• _GIVEN EXERCISE_: Pull every line with the word "this" out of the entries below.

[Code that builds pages]
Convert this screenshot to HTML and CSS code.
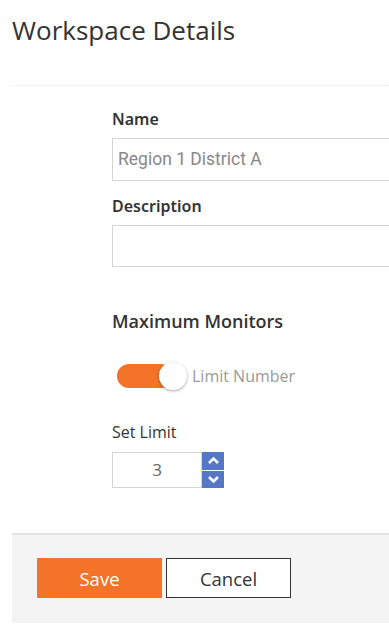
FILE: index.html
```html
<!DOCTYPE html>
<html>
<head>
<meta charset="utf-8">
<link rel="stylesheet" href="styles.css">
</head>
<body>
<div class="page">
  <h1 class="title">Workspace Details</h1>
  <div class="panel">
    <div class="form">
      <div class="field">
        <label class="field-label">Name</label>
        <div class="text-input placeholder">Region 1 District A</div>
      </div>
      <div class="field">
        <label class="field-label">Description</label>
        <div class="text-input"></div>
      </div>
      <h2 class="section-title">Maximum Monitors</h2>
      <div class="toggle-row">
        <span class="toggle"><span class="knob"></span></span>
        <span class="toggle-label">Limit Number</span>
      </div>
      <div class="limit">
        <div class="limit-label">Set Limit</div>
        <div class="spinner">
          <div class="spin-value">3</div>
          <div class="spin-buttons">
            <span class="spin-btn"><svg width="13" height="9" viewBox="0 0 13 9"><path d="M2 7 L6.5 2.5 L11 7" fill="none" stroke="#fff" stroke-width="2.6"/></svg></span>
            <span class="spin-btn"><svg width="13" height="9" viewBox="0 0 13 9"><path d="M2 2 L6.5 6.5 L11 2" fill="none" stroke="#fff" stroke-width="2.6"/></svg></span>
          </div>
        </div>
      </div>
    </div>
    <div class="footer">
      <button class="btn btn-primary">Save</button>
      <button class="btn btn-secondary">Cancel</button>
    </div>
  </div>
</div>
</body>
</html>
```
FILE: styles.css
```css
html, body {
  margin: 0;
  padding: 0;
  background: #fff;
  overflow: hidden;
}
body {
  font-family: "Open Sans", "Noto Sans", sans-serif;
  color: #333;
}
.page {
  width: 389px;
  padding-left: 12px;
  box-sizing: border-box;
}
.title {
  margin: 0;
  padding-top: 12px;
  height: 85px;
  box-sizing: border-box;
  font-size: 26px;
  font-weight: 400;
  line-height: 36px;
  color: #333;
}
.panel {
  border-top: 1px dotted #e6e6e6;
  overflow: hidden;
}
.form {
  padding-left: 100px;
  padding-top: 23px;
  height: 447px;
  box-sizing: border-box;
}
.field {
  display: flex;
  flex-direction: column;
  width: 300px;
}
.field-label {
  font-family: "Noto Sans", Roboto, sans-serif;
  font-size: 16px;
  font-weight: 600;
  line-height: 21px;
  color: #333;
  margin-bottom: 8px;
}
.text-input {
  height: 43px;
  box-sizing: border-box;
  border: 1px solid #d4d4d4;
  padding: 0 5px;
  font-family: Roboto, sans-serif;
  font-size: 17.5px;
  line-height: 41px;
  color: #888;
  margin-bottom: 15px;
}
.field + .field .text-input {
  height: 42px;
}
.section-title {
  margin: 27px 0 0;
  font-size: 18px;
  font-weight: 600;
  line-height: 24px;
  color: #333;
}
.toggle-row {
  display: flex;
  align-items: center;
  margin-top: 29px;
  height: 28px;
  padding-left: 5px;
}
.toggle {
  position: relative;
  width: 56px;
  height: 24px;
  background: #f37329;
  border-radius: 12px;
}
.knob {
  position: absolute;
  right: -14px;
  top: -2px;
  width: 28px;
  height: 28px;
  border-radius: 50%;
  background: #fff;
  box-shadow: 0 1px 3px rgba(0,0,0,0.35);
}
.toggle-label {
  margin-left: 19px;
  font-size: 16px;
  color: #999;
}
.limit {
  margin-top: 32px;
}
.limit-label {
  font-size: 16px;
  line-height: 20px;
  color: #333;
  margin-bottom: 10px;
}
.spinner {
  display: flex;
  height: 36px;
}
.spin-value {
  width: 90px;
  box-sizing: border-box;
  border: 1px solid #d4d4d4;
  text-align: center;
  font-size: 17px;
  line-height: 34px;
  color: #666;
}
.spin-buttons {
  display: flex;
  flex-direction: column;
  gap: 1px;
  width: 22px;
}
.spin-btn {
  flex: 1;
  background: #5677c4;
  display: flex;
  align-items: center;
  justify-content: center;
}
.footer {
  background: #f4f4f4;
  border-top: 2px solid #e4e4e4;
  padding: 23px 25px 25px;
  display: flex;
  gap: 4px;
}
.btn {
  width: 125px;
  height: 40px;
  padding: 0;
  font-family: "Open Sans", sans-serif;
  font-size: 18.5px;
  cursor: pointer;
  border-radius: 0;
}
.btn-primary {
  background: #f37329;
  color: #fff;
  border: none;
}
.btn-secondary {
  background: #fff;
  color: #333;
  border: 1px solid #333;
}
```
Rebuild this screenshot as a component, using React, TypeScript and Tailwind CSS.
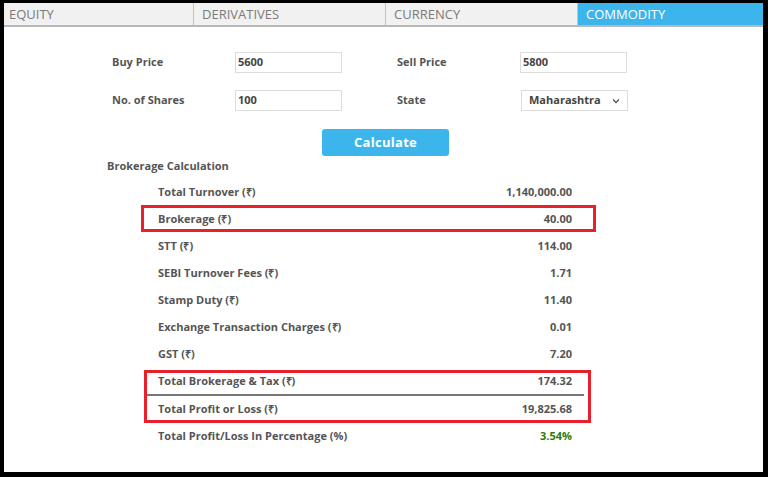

• _RESPONSE_:
Convert this screenshot to HTML and CSS code.
Rebuild this screenshot as a component, using React, TypeScript and Tailwind CSS.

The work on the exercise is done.